Back at the cabin, we continue to witness what made the Yellowjackets how they are. The flash-forwards suffer somewhat by the need to withhold information the characters might otherwise organically bring up, omissions that become more glaring as the episodes go on. The flashbacks are freer to unfold at their natural pace, and offer up loads of uncanny imagery: Jackie's frozen body, which Shauna has taken to having long chats with; a white moose frozen into a lake, its antlers sticking out above the ice; a flock of birds falling dead from the sky. Such scenes give more detail on certain supporting players and the lives they left behind, like the closeted coach who's lost all authority or the theater kid who can't censor herself. What they don't tell us, at least not definitively, is what's making Tai sleepwalk, or whether Lottie's prayers really make a difference.

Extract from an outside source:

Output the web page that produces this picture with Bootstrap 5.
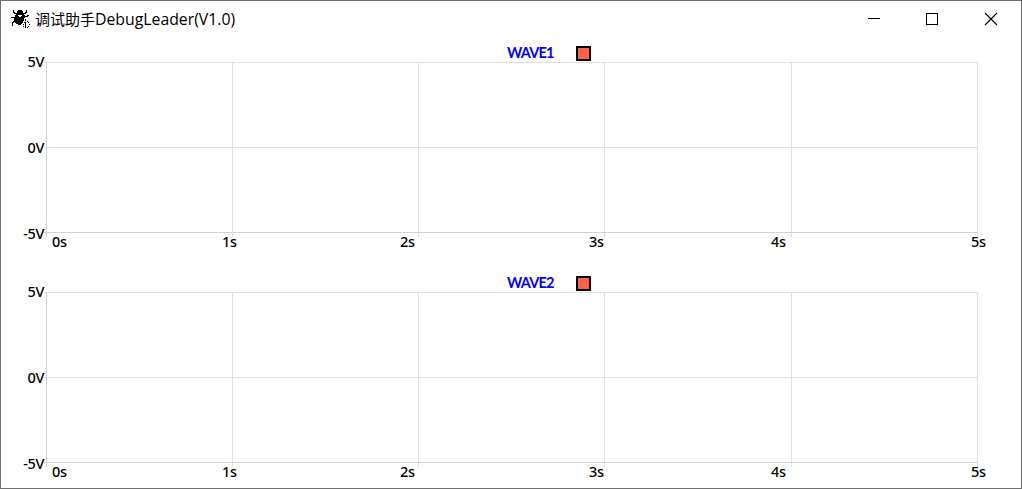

In Season 2, Yellowjackets is committed to keeping its questions open. Sometimes, this instinct can frustrate, especially when applied to its adult protagonists. But turning our focus away from a search for answers keeps it trained on what really matters: the complicated relationships between these girls, and now women, who need each other to survive, yet resent how much they know about what that survival entailed. It's likely we'll only understand what happened, and is still happening, to the Yellowjackets when they do. For now, we let the mystery be.